検察の懲戒請求 報道の自由が侵されかねない
取材協力者の萎縮を招きかねない。検察の対応は問題である。
裁判の証拠として開示された取り調べの録画映像をNHKに提供した弁護士について、大阪地検が大阪弁護士会に懲戒請求した。刑事訴訟法が禁じる証拠の目的外使用にあたるとの理由からだ。
この禁止規定は、2004年の法改正で、検察から弁護側への証拠開示の範囲を広げた際に新設された。証拠流出により、証人への威迫や事件関係者のプライバシー侵害が起きるのを防ぐためだ。

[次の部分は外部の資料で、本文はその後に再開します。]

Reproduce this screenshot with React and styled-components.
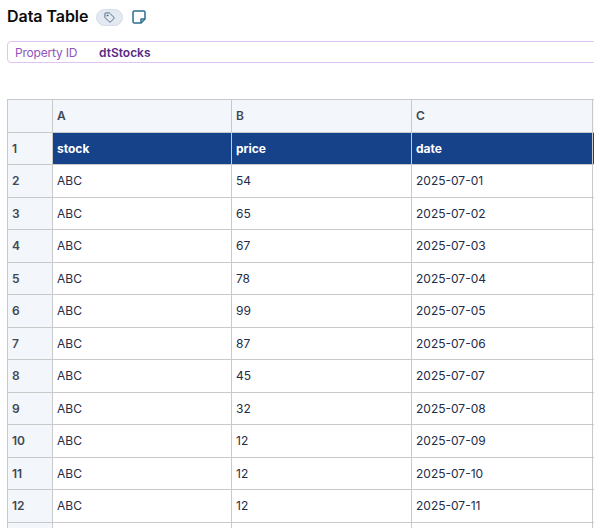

公正な司法手続きを担保する上で、必要な規定とは言える。だが、今回のケースにこの規定をあてはめることには疑問がある。
映像には、傷害致死罪に問われた元被告が“自供”した供述調書の内容と矛盾するようなやりとりが記録されていた。無罪判決の根拠の一つとなった。

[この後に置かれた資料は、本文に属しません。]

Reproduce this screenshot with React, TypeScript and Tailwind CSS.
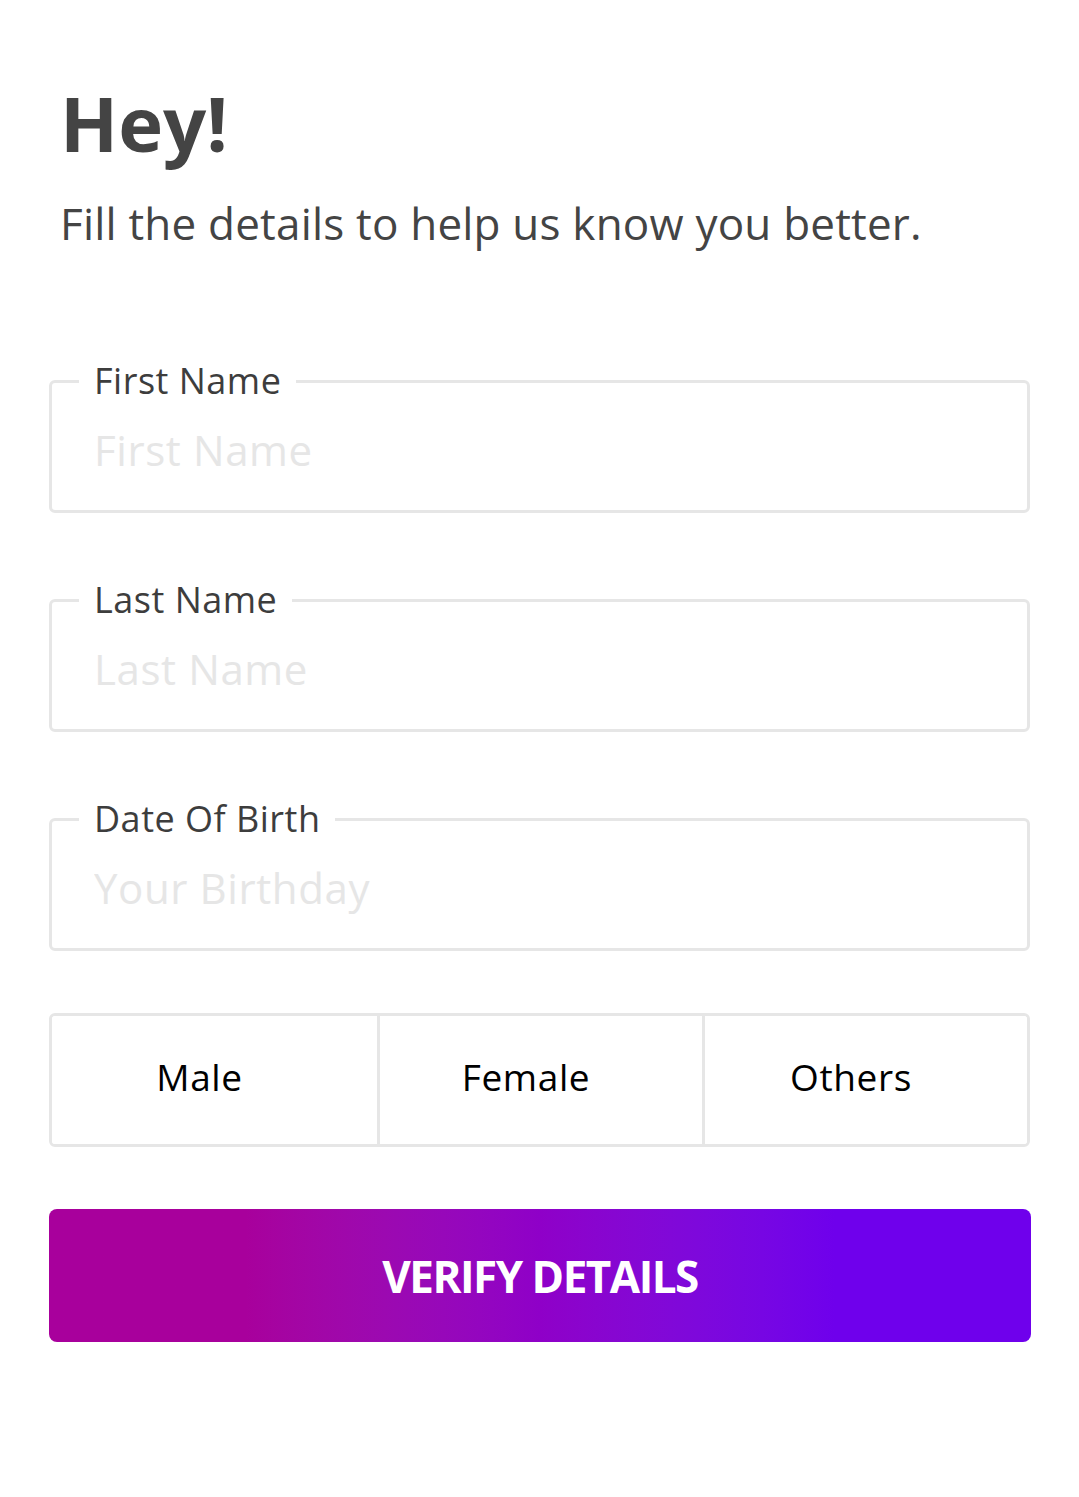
import { useState } from 'react';

const font = { fontFamily: '"Open Sans", "Noto Sans", sans-serif' };

function Field({ label, placeholder }: { label: string; placeholder: string }) {
  return (
    <fieldset className="border-[3px] border-[#e6e6e6] rounded-[6px] pl-[27px] pr-[27px] pb-[12px]">
      <legend className="px-[15px] text-[36px] leading-[40px] tracking-[0.5px] text-[#3d3d3d]">{label}</legend>
      <input
        type="text"
        placeholder={placeholder}
        className="w-full h-[97px] pl-[15px] text-[42px] tracking-[0.6px] text-[#333] placeholder:text-[#e6e6e6] outline-none bg-transparent"
        style={font}
      />
    </fieldset>
  );
}

export default function App() {
  const [gender, setGender] = useState('');

  return (
    <div className="min-h-[1497px] w-[1079px] bg-white" style={font}>
      <div className="px-[49px] pt-[78px]">
        <div className="pl-[11px]">
          <h1 className="text-[76px] leading-[90px] font-bold text-[#444]">Hey!</h1>
          <p className="mt-[27px] text-[44px] leading-[56px] tracking-[0.2px] text-[#444]">
            Fill the details to help us know you better.
          </p>
        </div>

        <div className="mt-[110px] w-[981px] flex flex-col gap-[67px]">
          <Field label="First Name" placeholder="First Name" />
          <Field label="Last Name" placeholder="Last Name" />
          <Field label="Date Of Birth" placeholder="Your Birthday" />
        </div>

        <div className="mt-[62px] w-[981px] h-[134px] grid grid-cols-3 border-[3px] border-[#e6e6e6] rounded-[6px] overflow-hidden">
          {['Male', 'Female', 'Others'].map((g, i) => (
            <button
              key={g}
              onClick={() => setGender(g)}
              className={`pr-[30px] pb-[7px] text-[37px] tracking-[0.6px] text-black ${i > 0 ? 'border-l-[3px] border-[#e6e6e6]' : ''} ${gender === g ? 'bg-[#f4ecff]' : 'bg-white'}`}
            >
              {g}
            </button>
          ))}
        </div>

        <button className="mt-[62px] w-[982px] h-[133px] rounded-[8px] bg-gradient-to-r from-[#a8009c] from-[20%] via-[#8f00c8] to-[#6f00ec] to-[80%] text-white text-[44px] font-bold tracking-[-1.5px]">
          VERIFY DETAILS
        </button>
      </div>
    </div>
  );
}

弁護士が映像を提供したのは、判決が確定した後だった。映像は公開の法廷で既に再生され、傍聴人も目にすることができた。弁護士は提供にあたり、元被告の承諾を得ていたという。
NHKは番組で放映する際、顔をぼかしたり、音声を変えたりするなど、プライバシーに配慮する措置をとっていた。
映像の提供と放映によって、裁判への影響や関係者の名誉侵害が生じたとは考えられない。
弁護士は「検察の取り調べの実態を社会に伝えたかった」と説明している。捜査の在り方を検証するという提供目的には、十分な公益性があると言えよう。
目的外使用の禁止を巡っては、法改正時に、日本弁護士連合会が正当な理由があれば禁止対象から外すよう求めた。日本新聞協会も「取材の制限につながる危惧が大きい」との見解を表明した。
国会でも議論となり、違反が疑われる場合にも、「行為の目的や態様、関係者の名誉侵害の有無などを考慮する」との条文が追加された経緯がある。
大阪地検はこうした観点からの精査を十分行ったのだろうか。
3月には、被害者が写っている実況見分写真などの開示証拠を動画サイトに投稿したとされる男が起訴された。悪質なケースについては厳しく対処すべきだ。
しかし、公益目的の情報提供まで検察が殊更に問題視するのであれば、取材・報道の自由を侵害することにつながろう。
公権力を使って収集した証拠は検察の独占物ではなく、公共財であることも忘れてはならない。